The Sioux, both Yankton and Yanktonai east of the Missouri and Lakota on the west side, had for long been at war with the Arikara, interrupted by short truces on Sioux terms. The Arikaras in question were living in a double village on the west shore of the Missouri, six or seven miles (about 10 km) upstream from the mouth of Grand River. A small creek separated the two fortified villages of earth lodges, each with a heavy frame of wood.

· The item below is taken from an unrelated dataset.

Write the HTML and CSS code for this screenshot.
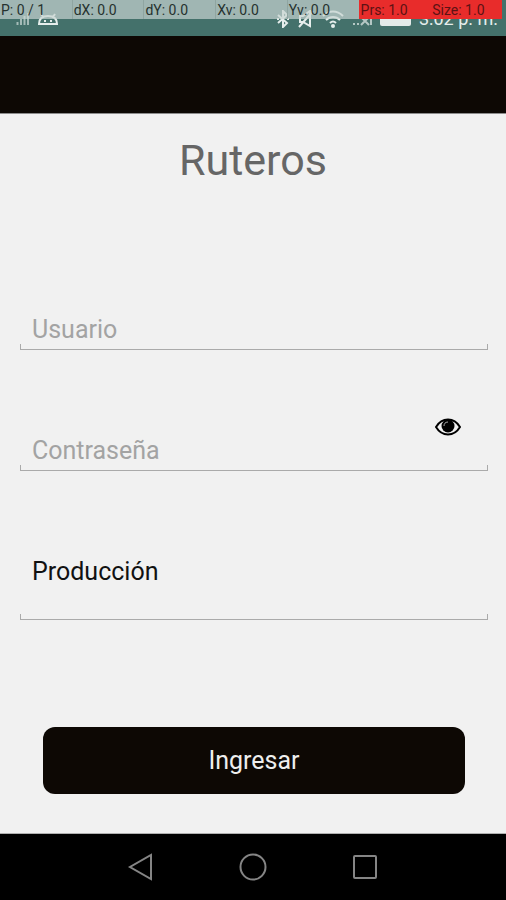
FILE: index.html
```html
<!DOCTYPE html>
<html lang="es">
<head>
<meta charset="utf-8">
<meta name="viewport" content="width=device-width, initial-scale=1">
<title>Ruteros</title>
<link rel="stylesheet" href="styles.css">
</head>
<body>
<header class="status">
  <div class="status-icons">
    <svg class="signal" viewBox="0 0 14 14" width="14" height="14"><path d="M1.500 13v-3M5 13V7M8.500 13V4M12 13V1"/></svg>
    <svg class="android" viewBox="0 0 20 12" width="20" height="12"><path d="M1 11C1 5 5 3 10 3s9 2 9 8zM5 4 3 1M15 4l2-3M6 8h2M12 8h2"/></svg>
    <span class="spacer"></span>
    <svg class="bluetooth" viewBox="0 0 14 18" width="14" height="18"><path d="m2 5 9 8-4 4V1l4 4-9 8M1 9h2M11 9h2"/></svg>
    <svg class="mute" viewBox="0 0 16 18" width="16" height="18"><path d="M2 6h3l7-5v15L5 12H2zM1 17 15 1"/></svg>
    <svg class="wifi" viewBox="0 0 22 18" width="22" height="18"><path d="M1 6c6-6 14-6 20 0M4 10c4-4 10-4 14 0M8 13c2-2 4-2 6 0"/><circle cx="11" cy="16" r="2"/></svg>
    <svg class="sim" viewBox="0 0 20 14" width="20" height="14"><path d="M1 12h2M5 12h2M9 5l8 8M17 5l-8 8M19 1v12"/></svg>
    <span class="battery"></span>
    <time class="clock">3:02 p. m.</time>
  </div>
  <div class="pointer">
    <span>P: 0 / 1</span><span>dX: 0.0</span><span>dY: 0.0</span><span>Xv: 0.0</span><span>Yv: 0.0</span><span class="hot">Prs: 1.0</span><span class="hot">Size: 1.0</span>
  </div>
</header>
<div class="appbar"></div>
<main class="login">
  <h1>Ruteros</h1>
  <form>
    <div class="field">
      <input type="text" placeholder="Usuario" aria-label="Usuario">
    </div>
    <div class="field">
      <input type="password" placeholder="Contraseña" aria-label="Contraseña">
      <button class="reveal" type="button" aria-label="Mostrar contraseña">
        <svg viewBox="0 0 26 18" width="26" height="18"><path class="lid" d="M1 9C7-1 19-1 25 9 19 19 7 19 1 9z"/><circle cx="13" cy="8" r="6.500"/><path class="glint" d="M9 8c0-2 1-4 4-4"/></svg>
      </button>
    </div>
    <div class="field tall">
      <select aria-label="Ambiente"><option>Producción</option></select>
    </div>
    <button class="submit" type="submit">Ingresar</button>
  </form>
</main>
<nav class="navbar">
  <button type="button" aria-label="Atrás"><svg viewBox="0 0 28 28" width="28" height="28"><path d="M24 2v24L3 14z"/></svg></button>
  <button type="button" aria-label="Inicio"><svg viewBox="0 0 28 28" width="28" height="28"><circle cx="14" cy="14" r="12.500"/></svg></button>
  <button type="button" aria-label="Recientes"><svg viewBox="0 0 28 28" width="28" height="28"><rect x="3" y="3" width="22" height="22" rx="1"/></svg></button>
</nav>
</body>
</html>
```
FILE: styles.css
```css
*,
*::after {
  box-sizing: border-box;
}

body {
  margin: 0;
  min-height: 100vh;
  display: flex;
  flex-direction: column;
  background: #f1f1f1;
  font-family: Roboto, sans-serif;
}

button,
input,
select {
  margin: 0;
  padding: 0;
  border: 0;
  background: none;
  font: inherit;
  color: inherit;
}

svg {
  display: block;
  flex: none;
  fill: none;
  stroke: currentColor;
  stroke-width: 2;
}

.status {
  position: relative;
  height: 36px;
  overflow: hidden;
  background: #44716b;
  color: #e6eeec;
}

.status-icons {
  display: flex;
  align-items: center;
  gap: 8px;
  height: 38px;
  padding: 0 8px 0 16px;
}

.spacer {
  flex: 1;
}

.signal {
  opacity: 0.6;
}

.wifi circle {
  fill: currentColor;
  stroke: none;
}

.sim {
  opacity: 0.7;
}

.battery {
  width: 31px;
  height: 14px;
  border-radius: 2px;
  background: #e4ebe9;
}

.clock {
  font-size: 18px;
  line-height: 38px;
  white-space: nowrap;
}

.pointer {
  position: absolute;
  top: 0;
  left: 0;
  right: 4px;
  height: 19px;
  display: grid;
  grid-template-columns: repeat(7, 1fr);
  font-size: 14px;
  line-height: 20px;
  color: #26322f;
}

.pointer span {
  height: 19px;
  padding-left: 1px;
  white-space: nowrap;
  background: rgba(200, 212, 209, 0.7);
}

.pointer span + span {
  border-left: 1px solid #8fa5a1;
}

.pointer span.hot {
  border-left-color: #e82c2b;
  background: #e82c2b;
  color: #5c1214;
}

.appbar {
  height: 78px;
  background: #0d0804;
  border-bottom: 1px solid #8c8c8c;
}

.login {
  flex: 1;
  border-bottom: 1px solid #b0b0b0;
}

h1 {
  margin: 0;
  padding-top: 20px;
  font-size: 43px;
  line-height: 52px;
  font-weight: 400;
  text-align: center;
  color: #666;
}

form {
  display: flex;
  flex-direction: column;
  padding: 108px 18px 39px 20px;
  font-size: 25px;
}

.field {
  position: relative;
  margin-bottom: 65px;
}

.field::after {
  content: "";
  display: block;
  height: 6px;
  border: solid #aaa;
  border-width: 0 1px 1px;
}

.field input,
.field select {
  display: block;
  width: 100%;
  height: 50px;
  padding: 20px 12px 0;
  outline: 0;
}

.field input::placeholder {
  color: #a3a3a3;
  opacity: 1;
}

.field select {
  appearance: none;
  color: #111;
}

.tall::after {
  margin-top: 28px;
}

.tall {
  margin-bottom: 107px;
}

.reveal {
  position: absolute;
  top: 3px;
  right: 27px;
  color: #000;
}

.reveal circle {
  fill: #000;
  stroke: none;
}

.reveal .glint {
  stroke: #aaa;
  stroke-width: 1;
}

.submit {
  height: 67px;
  margin: 0 23px;
  border-radius: 12px;
  background: #0d0804;
  color: #eee;
}

.navbar {
  height: 66px;
  display: flex;
  justify-content: center;
  align-items: center;
  gap: 84px;
  background: #000;
  color: #858585;
}
```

The causes of the war are not well recorded, but the trading relationship of the Arikara with white traders was certainly a factor.  The Arikara lived in permanent settlements for most of the year where they farmed, fished and hunted buffalo on the surrounding plains.  However, this was insufficient to sustain them and they relied on being a center of trade with neighboring tribes to survive.  William Henry Ashley's expedition to directly acquire furs and pelts cut out the Arikara in their role as trading middle-men and was thus a direct threat to their livelihood.  There was also the issue of their desire to have a trading post on their territory so that they could have easy access to manufactured goods.  They resented the fact that their long-time enemies, the Sioux, had such posts, but they did not.  Ashley had been asked to set up a trading post when he was in the area in 1822.  Not wishing to limit his operations by having to maintain a permanent base, Ashley instead promised the Arikara that he would have the goods they asked for shipped to them directly from St. Louis.  Ashley had not made good this promise at the time of his 1823 expedition, and possibly never intended to. The death of Ankedoucharo was probably not a direct cause of the war, but it did add to the general resentment.

The assault and the Arikara War (1823)
On 2 June 1823, Arikara warriors assaulted trappers working for Ashley's Rocky Mountain Fur Company on the Missouri River, killing about 15 people. The surviving trappers retreated down the river and hid in shelters, where they stayed for more than a month.

The United States responded with a combined force of 230 soldiers of the 6th Infantry, 750 Sioux allies, and 50 trappers and other company employees under the command of Lieutenant Colonel Henry Leavenworth, Fort Atkinson, present-day Nebraska: "The forces thus organized, including regular troops, mountaineers, voyageurs and Indians, were styled the Missouri Legion."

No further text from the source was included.